Alcuni costruiscono biciclette da corsa di grande pregio. Altri, piccoli gioielli e cinturini da orologio. Silenzio, professionalità, cortesia, rigore mi sembrano i segni dominanti.

Poi passiamo nel reparto dei dolci e dei panettoni. Tutti hanno un cappello bianco e una tuta bianca. Il clima qui mi sembra essere più disteso, meno preoccupato. Il profumo dei dolci appena sfornati è intenso. Mi spiegano come si fanno i panettoni.

Mi dicono con orgoglio che hanno ordini da molte parti d’Italia e dall’estero. In effetti il panettone e i dolci sono buonissimi, come ho avuto modo di appurare personalmente qualche giorno dopo. Andiamo a colazione. Siamo a tavola insieme, visitatori, direttore, esponenti della Cooperativa Giotto, un gruppo di detenuti lavoratori. Hanno cucinato i detenuti. Si mangia insieme; si scherza sul tifo per le squadre di calcio. Dopo pranzo ci spostiamo tutti in una grande sala.

Ci aspettano un centinaio di altri detenuti. Io dico le mie opinioni sul carcere (da giovane ho fatto volontariato nel carcere di Bari; poi ho fatto il magistrato); molti intervengono brevemente chiedendo in sostanza che queste esperienze lavorative possano espandersi quanto più è possibile per coinvolgere un numero sempre maggiore di detenuti. Si sentono in qualche modo privilegiati; vorrebbero che il lavoro fosse la norma non il privilegio.

Mettono a confronto la giornata in cella, senza far nulla, per anni e questo lavoro di qualità. Gli interventi sono ordinati. Penso ai corridoi puliti, all’atteggiamento complessivo di tutti. Mi viene da pensare a un vecchio insegnamento dei tempi del mio volontariato: “Se non rispettiamo i diritti fondamentali dei detenuti, per quale motivo loro dovrebbero rispettare i nostri, quando escono?” Qui, grazie alla Giotto e a tutto il personale del carcere, i diritti sono rispettati. Naturalmente si tratta di piccole cifre rispetto all’universo penitenziario.

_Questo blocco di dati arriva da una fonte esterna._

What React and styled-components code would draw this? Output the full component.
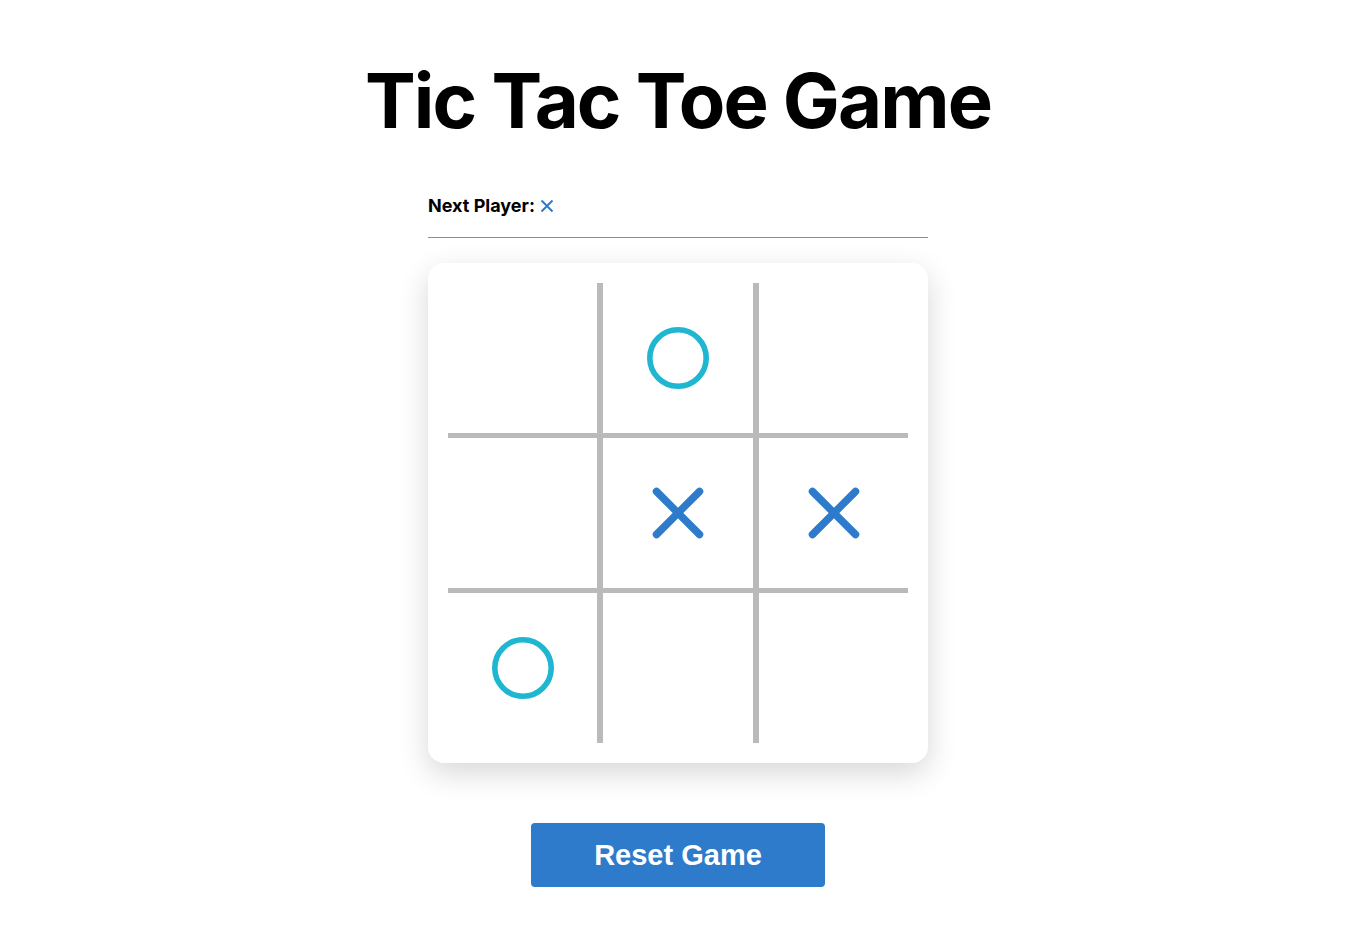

Ma l’obiettivo non può essere liquidare queste esperienze perché investono solo una piccola percentuale di detenuti. L’obiettivo, al contrario, dev’essere quello di estendere queste possibilità al più alto numero di detenuti. Carcere e civiltà sembrano termini inconciliabili. Ma non è così. La modernità deve consistere nel renderli conciliabili. Un carcere civile accresce l’autorevolezza dello Stato e la sicurezza dei cittadini. E fa risparmiare, perché meno recidive vogliono dire meno arresti, meno processi, meno carcere.

Rifletto mentre gli interventi si succedono. Sono vite che hanno incrociato altre vite: da quell’incrocio a volte è nato il male, che li ha portati qui dentro; a volte è nato il bene, incontrando la Giotto. Alla fine ci salutiamo, con affetto, come se fossimo amici da tempo. Forse lo siamo diventati. Mi si avvicina un uomo sui quarant’anni, in carcere le età sono indefinibili; ha il viso segnato da lunghe e profonde cicatrici. Sorride e mi parla con accento sardo, fortissimo. Si infila la mano nella tasca posteriore dei jeans e tira fuori un foglio piegato in quattro. Lo stende sul tavolo, me lo fa guardare e poi dice: “Vede io di qui forse non uscirò più. Ma questo è il mio 730. Io lavoro e pago le tasse. Questa è la mia dignità. Fuori non avevo dignità. La società non me la riconosceva. Qui lo Stato me l’ha data. E io sono grato allo Stato perché adesso sono un uomo come Lei e come gli altri che siete venuti. Ora, mi scusi, siamo uguali perché abbiamo tutti una dignità”.